My eyebrows arched up. That sounded pretty druidy to me.

“Then their alliance soured and the jinni killed him,” Teddy concluded with ominous finality. “In fact, he perished not far from here.”

Okay, maybe not so much. Lienna’s grimace told me she had the same thought.

“So the Sha’ir wasn’t a druid,” I guessed. “Or he was but he sucked at it?”

“I’m not an expert in Spiritalis, Mr. Morris.

” Teddy stacked the papers together. “Perhaps the answer lies in the final pages of the grimoire that Ballester stole from me. Or perhaps the legend of the jinn emerged from centuries of local fae sightings. I’ve been informed there’s an unusually high level of fae activity in the Bahla Fort area. ”

“Lots of jinn, hey?” I shot Lienna an “I told you so” look. “We’ll make sure to steer clear of them. I don’t want to wind up like Mr. Sha’ir.”

Teddy sighed. “Frankly, Mr. Morris, I think it’s safe to assume you have more potential than the Sha’ir. He admitted in his own grimoire entries that he never matched Bodil’s skill, a self-criticism supported by his gruesome end.”

That wasn’t the warm, cozy blanket of encouragement he seemed to think it was.

“At least he got to train with Bodil.” My hope of achieving the Viking queen’s godlike strength was slipping away by the minute. “All I’ve got is you telling me their story a thousand years too late.”

“And now that I’ve done that, can we resume?” Teddy waggled his pencil impatiently. “I still have a great many questions for you.”

“Sure thing, Teddy.” My mind was whirling with everything I’d learned, but I pushed it all aside and spread my arms. “What else do you want to know?”

His eyes gleamed like this was the question he’d been waiting for. “Have you begun to use any Arcana yet?”

“Yeah. Transmutation.”

He stuttered in the middle of reaching for his grimoire on the desk. “Transmutation?”

“Yeah. I’ve reshaped a silver wand, resized a grappling hook, and turned metal handcuffs into plastic.”

He stared at me. “With your mind? No tools or arrays?”

“Nope.”

“Unbelievable,” he muttered, grabbing his grimoire. “The amount of arcane power needed would be incredible … through your body? Who would imagine trying …”

Still mumbling, he reentered the hall. Lienna and I followed.

“This merits thorough exploration. We might as well be comfortable.” He looked over his shoulder at us, his mouth twisted. “You’d like a drink, I suppose?”

I brightened. “Teddy, I thought you’d never ask.”

The archaeologist reversed course, presumably toward his kitchen, while Lienna continued toward the sitting room.

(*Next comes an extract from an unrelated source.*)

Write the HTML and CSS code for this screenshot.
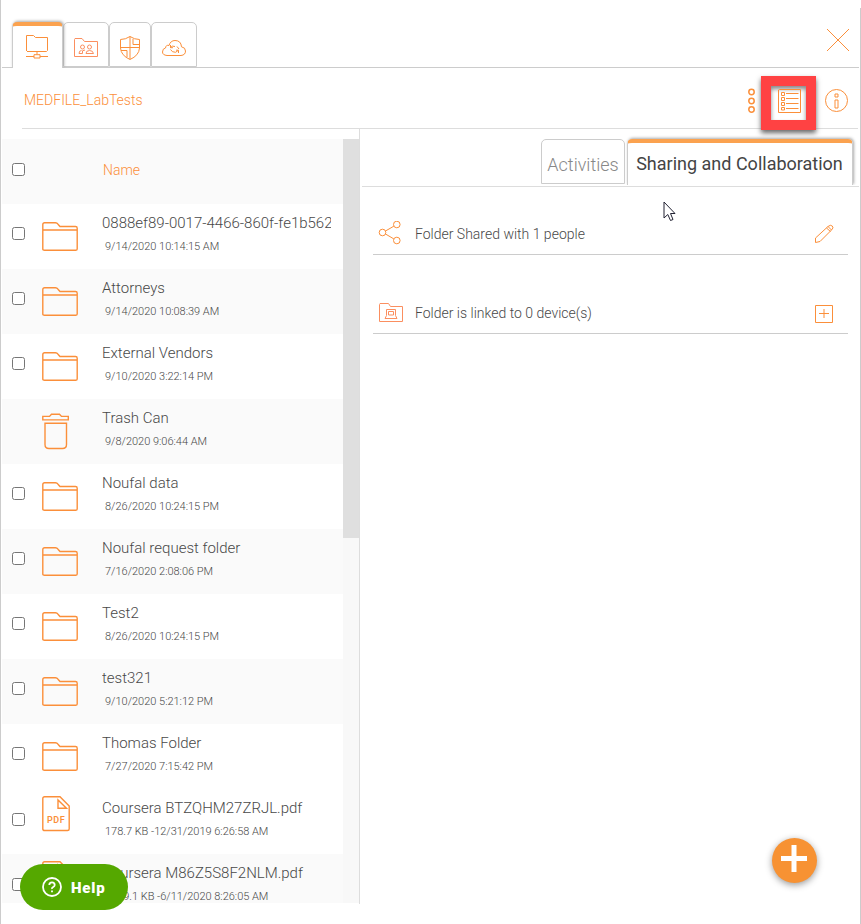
FILE: index.html
```html
<!DOCTYPE html>
<html lang="en">
<head>
<meta charset="utf-8">
<title>MEDFILE_LabTests</title>
<link rel="stylesheet" href="styles.css">
</head>
<body>
<svg class="defs" aria-hidden="true">
  <symbol id="folder" viewBox="0 0 36 30"><path d="M.8 27V2.600Q.8.8 2.600.8H13.500Q15 .8 16 2.200L18 4.500H33.500Q35.200 4.500 35.200 6.200V27Q35.200 28.300 33.500 28.300H2.600Q.8 28.300 .8 27ZM.8 8H35.200"/></symbol>
  <symbol id="trash" viewBox="0 0 28 37"><path d="M.8 3.400H7.500L9.500 1.200H17.500L19.500 3.400H26.300V6.900H.8ZM3 10.200H24.500V31.500Q24.500 35.500 20.500 35.500H7Q3 35.500 3 31.500Z"/></symbol>
  <symbol id="file" viewBox="0 0 28 36"><path d="M.8 33V2.600Q.8.8 2.600.8H18L27.200 10V33Q27.200 34.500 25.500 34.500H2.600Q.8 34.500.8 33ZM16 4V12.300H24.500Z"/></symbol>
</svg>
<div class="window">
  <header class="topbar">
    <nav class="tabs">
      <a class="tab active"><svg width="24" height="26" viewBox="0 0 24 26"><path d="M1.500 17V1.500H8.500L10.500 3.500H22.500V16.500L21.500 17.500H2M12 17.500V20.500M1 22.500H9M15 22.500H23M9 20.700H15V24H9Z"/></svg></a>
      <a class="tab t2"><svg class="pink" width="26" height="22" viewBox="0 0 26 22"><path d="M1.500 2.500V19.500H24.500V4.500H11.500L9 1.500H2Z"/><circle cx="9.500" cy="10" r="2"/><circle cx="16.500" cy="10" r="2"/><path d="M8.500 13.500Q6 13.500 6 16.500H9.500V13.800L12 13M13 16.500Q13 13.500 16.500 13.500T20.500 16.500Z"/></svg></a>
      <a class="tab t3"><svg width="22" height="26" viewBox="0 0 22 26"><path d="M11 1.500Q6.500 4.500 1.500 4.500V13Q2 20.500 11 24.500Q20 20.500 20.500 13V4.500Q15.500 4.500 11 1.500ZM11 1.500V24M1.500 12.500H20.500M14 4V9.500H20M2 15.500H8V22"/></svg></a>
      <a class="tab t4"><svg width="26" height="20" viewBox="0 0 26 20"><path d="M6 17.500H20Q24.500 17 24.500 13Q24.500 9.500 20.500 8.800Q20 2.500 14 2.500Q9.500 2.500 8 7.500Q5 6.500 4.500 10Q1.500 10.500 1.500 14Q1.500 17 6 17.500M9.500 9.500Q11 7.300 14 8.500M9.500 7V9.700H12M17 12.500Q15 15.500 11.500 13.700L9.500 11.500M17.500 15V12.200H15M16 8.500L18 11"/></svg></a>
    </nav>
    <svg class="close" width="24" height="24" viewBox="0 0 24 24"><path d="M1 1L23 23M23 1L1 23"/></svg>
  </header>
  <div class="crumbs">
    <span class="path">MEDFILE_LabTests</span>
    <div class="tools">
      <svg width="8" height="26" viewBox="0 0 8 26" class="dots"><circle cx="4.500" cy="4" r="2.700"/><circle cx="4.500" cy="13" r="2.700"/><circle cx="4.500" cy="21.500" r="2.700"/></svg>
      <span class="highlight"><svg width="25" height="26" viewBox="0 0 25 26"><path d="M3.500 1.500H24.500V24.500H2.500V2ZM5.500 4.500H8.500V7.500H5.500ZM5.500 9.500H8.500V12.500H5.500ZM5.500 14.500H8.500V17.500H5.500ZM5.500 19.500H8.500V22H5.500ZM10 5.500H22.500M10 10.500H22.500M10 15.500H22.500M10 20.500H22.500"/></svg></span>
      <svg class="info" width="24" height="24" viewBox="0 0 24 24"><circle cx="12.500" cy="12.500" r="11"/><path d="M11 6H14V9H11ZM11 12H14V20H11Z"/></svg>
    </div>
  </div>
  <main class="panes">
    <section class="list">
      <div class="rows">
        <div class="row head"><input type="checkbox"><span class="name-head">Name</span></div>
        <div class="row"><input type="checkbox"><svg class="ico folder"><use href="#folder"/></svg><div class="text"><div class="name">0888ef89-0017-4466-860f-fe1b562</div><div class="date">9/14/2020 10:14:15 AM</div></div></div>
        <div class="row"><input type="checkbox"><svg class="ico folder"><use href="#folder"/></svg><div class="text"><div class="name">Attorneys</div><div class="date">9/14/2020 10:08:39 AM</div></div></div>
        <div class="row"><input type="checkbox"><svg class="ico folder"><use href="#folder"/></svg><div class="text"><div class="name">External Vendors</div><div class="date">9/10/2020 3:22:14 PM</div></div></div>
        <div class="row"><span class="nocheck"></span><svg class="ico trash"><use href="#trash"/></svg><div class="text"><div class="name">Trash Can</div><div class="date">9/8/2020 9:06:44 AM</div></div></div>
        <div class="row"><input type="checkbox"><svg class="ico folder"><use href="#folder"/></svg><div class="text"><div class="name">Noufal data</div><div class="date">8/26/2020 10:24:15 PM</div></div></div>
        <div class="row"><input type="checkbox"><svg class="ico folder"><use href="#folder"/></svg><div class="text"><div class="name">Noufal request folder</div><div class="date">7/16/2020 2:08:06 PM</div></div></div>
        <div class="row"><input type="checkbox"><svg class="ico folder"><use href="#folder"/></svg><div class="text"><div class="name">Test2</div><div class="date">8/26/2020 10:24:15 PM</div></div></div>
        <div class="row"><input type="checkbox"><svg class="ico folder"><use href="#folder"/></svg><div class="text"><div class="name">test321</div><div class="date">9/10/2020 5:21:12 PM</div></div></div>
        <div class="row"><input type="checkbox"><svg class="ico folder"><use href="#folder"/></svg><div class="text"><div class="name">Thomas Folder</div><div class="date">7/27/2020 7:15:42 PM</div></div></div>
        <div class="row pdf"><input type="checkbox"><svg class="ico file" viewBox="0 0 28 36"><use href="#file"/><text x="5" y="26.500">PDF</text></svg><div class="text"><div class="name">Coursera BTZQHM27ZRJL.pdf</div><div class="date">178.7 KB -12/31/2019 6:26:58 AM</div></div></div>
        <div class="row pdf shaded"><input type="checkbox"><svg class="ico file" viewBox="0 0 28 36"><use href="#file"/><text x="5" y="26.500">PDF</text></svg><div class="text"><div class="name">Coursera M86Z5S8F2NLM.pdf</div><div class="date">1179.1 KB -6/11/2020 8:26:05 AM</div></div></div>
      </div>
      <div class="scrollbar"><div class="thumb"></div></div>
    </section>
    <section class="detail">
      <nav class="detail-tabs"><a class="dtab">Activities</a><a class="dtab selected">Sharing and Collaboration</a></nav>
      <div class="item share"><svg width="24" height="26" viewBox="0 0 24 26"><circle cx="4.500" cy="11.500" r="3.300"/><circle cx="18.800" cy="3.500" r="3.300"/><circle cx="18.800" cy="19.500" r="3.300"/><path d="M7.500 10L15.800 5.200M7.500 13L15.800 17.900"/></svg><span>Folder Shared with 1 people</span><svg class="action" width="20" height="20" viewBox="0 0 20 20"><path d="M1.500 18.500V14L14 2.500Q16.500.300 18.300 2T17.500 6L6 17.500ZM12.500 4L16.500 7.500M14 2.500L17.500 6"/></svg></div>
      <div class="item device"><svg class="pink" width="26" height="22" viewBox="0 0 26 22"><path d="M1.500 2.500V19.500H24.500V4.500H12.500L10.500 1.500H2ZM8.500 7.500H17.500V13.500L19 16.500H7L8.500 13.500ZM10.500 9.500H15.500V13H10.500Z"/></svg><span>Folder is linked to 0 device(s)</span><svg class="action plus" width="20" height="20" viewBox="0 0 20 20"><path d="M1.500 1.500H18.500V18.500H1.500ZM5 9.500H15M10 5V14"/></svg></div>
    </section>
  </main>
</div>
<svg class="cursor" width="14" height="22" viewBox="0 0 14 22"><path d="M1 1V17L4.800 13.500L7.500 19.500L10 18.500L7.500 12.500H12Z"/></svg>
<button class="add" aria-label="Add"><svg width="26" height="27" viewBox="0 0 26 27"><path d="M13 0V27M0 13.500H26"/></svg></button>
<button class="help"><svg width="20" height="20" viewBox="0 0 20 20"><circle cx="10" cy="10" r="9"/><path d="M7.300 8Q7.300 5.300 10 5.300T12.700 8Q12.700 9.200 11.200 10.100T10 12M10 13.400V15.200"/></svg><span>Help</span></button>
</body>
</html>
```

FILE: styles.css
```css
* { box-sizing: border-box; }
body { margin: 0; height: 924px; overflow: hidden; background: #fff; font-family: Roboto, sans-serif; font-weight: 300; color: #484848; }
.defs { display: none; }
svg { fill: none; stroke: #fb8f3a; stroke-width: 1; flex: none; }
.pink { stroke: #fb8f60; }
.window { height: 924px; border-left: 1px solid #ccc; background: linear-gradient(#ccc, #ccc) right 0 top 8px / 1px 916px no-repeat; }

.topbar { height: 68px; margin: 0 2px 0 1px; padding: 20px 9px 0 10px; display: flex; justify-content: space-between; background: linear-gradient(#ccc, #ccc) 0 67px / 100% 1px no-repeat; }
.tabs { display: flex; align-items: flex-end; }
.tab { height: 45px; width: 46px; border: 1px solid #ccc; border-radius: 5px 5px 0 0; margin-bottom: 1px; background: #fff; display: flex; align-items: center; justify-content: center; padding-top: 6px; }
.tab.active { height: 46px; width: 51px; margin-bottom: 0; border-top: 4px solid #fba24f; border-bottom: 0; box-shadow: 1px -1px 3px #aaa; clip-path: inset(-5px -5px 0 -5px); padding: 0 1px 0 0; }
.tab.t3 { width: 42px; }
.close { margin-top: 8px; }

.crumbs { height: 61px; margin: 0 3px 0 21px; border-bottom: 1px solid #ddd; display: flex; justify-content: space-between; padding: 0 10px 0 2px; }
.path { color: #fb8f3a; font-size: 14px; line-height: 64px; }
.tools { display: flex; align-items: flex-start; padding-top: 8px; }
.tools > svg { margin-top: 12px; overflow: visible; }
.tools > .dots { margin: 12px 6px 0 0; stroke-width: 1.5; }
.highlight { width: 55px; height: 54px; border: 10px solid #ff4243; margin-right: 8px; display: flex; align-items: flex-start; justify-content: center; box-shadow: 0 3px 5px #666, inset 0 3px 4px #888; padding-top: 2px; position: relative; z-index: 2; }

.panes { display: flex; }
.list { width: 358px; height: 775px; padding-top: 10px; border-right: 1px solid #ddd; margin-left: 1px; display: flex; }
.rows { width: 341px; height: 764px; overflow: hidden; }
.row { height: 65px; display: flex; padding-left: 10px; }
.row:nth-child(odd), .row.shaded { background: #fafafa; }
.row.pdf:not(.shaded) { background: #fff; }
.row input, .nocheck { width: 13px; height: 13px; margin: 23px 17px 0 0; flex: none; }
.row.pdf input, .row.head input { margin-top: 24px; }
.name-head { margin: 22px 0 0 61px; color: #fb8f3a; font-size: 14px; line-height: 18px; }
.ico { margin-right: 24px; stroke-width: 1.4; }
.folder { width: 36px; height: 30px; margin-top: 18px; }
.trash { width: 28px; height: 37px; margin-top: 14px; margin-right: 32px; }
.file { width: 28px; height: 36px; margin-top: 7px; margin-right: 32px; }
.file text { fill: #fb8f3a; stroke: none; font-size: 9px; font-weight: 600; letter-spacing: .5px; }
.text { width: 230px; padding-top: 9px; white-space: nowrap; }
.name { width: 229px; font-size: 15px; line-height: 20px; overflow: hidden; }
.date { font-size: 11px; line-height: 14px; padding: 7px 0 0 3px; letter-spacing: -.01px; }
.scrollbar { width: 16px; background: #f8f8f8; height: 764px; }
.thumb { height: 399px; background: #dfdfdf; }

.detail { flex: 1; padding: 10px 2px 0 2px; }
.detail-tabs { height: 48px; border-bottom: 1px solid #ddd; display: flex; justify-content: flex-end; gap: 2px; padding-right: 6px; }
.dtab { height: 45px; width: 84px; border: 1px solid #ccc; border-radius: 5px 5px 0 0; font-size: 18px; line-height: 49px; text-align: center; white-space: nowrap; color: #888; }
.dtab.selected { width: 226px; height: 46px; border-top: 4px solid #fba24f; border-bottom: 0; line-height: 42px; padding-right: 1px; color: #444; font-weight: 400; box-shadow: 1px -1px 3px #aaa; clip-path: inset(-5px -5px 0 -5px); }
.item { margin: 0 11px; border-bottom: 1px solid #ccc; display: flex; align-items: center; font-size: 14px; padding: 0 14px 0 5px; }
.item span { margin-left: 13px; flex: 1; }
.item.share { height: 68px; padding-top: 26px; }
.item.device { height: 79px; padding-top: 38px; }
.item.device span { margin-left: 11px; }
.plus { margin-top: 2px; }

.cursor { position: absolute; left: 663px; top: 201px; stroke: #223; fill: #fff; stroke-width: 1; }
.add { position: absolute; left: 772px; top: 838px; width: 45px; height: 45px; border: 0; border-radius: 50%; background: #f79233; box-shadow: 0 2px 7px #999; padding: 7px 0 0 9px; display: flex; }
.add svg { stroke: #fff; stroke-width: 5; }
.help { position: absolute; left: 20px; top: 864px; width: 108px; height: 46px; border: 0; border-radius: 23px; background: #55a800; color: #fff; font: 900 15px Roboto, sans-serif; letter-spacing: .8px; display: flex; align-items: center; gap: 9px; padding: 2px 0 0 22px; }
.help svg { stroke: #fff; stroke-width: 1.8; margin-top: -2px; }
```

More interested in hydration than getting off my feet, I tailed Teddy. “Water would be great, but I won’t say no to—”

The sound of something skittering across the floor interrupted me. I spun around, half-expecting to see some kind of deadly desert creature with too many legs.

But what I saw was much worse. In the middle of the hall, in front of the cracked-open window shutter, halfway between me and Lienna, lay a small black disc covered in minuscule Arcana runes.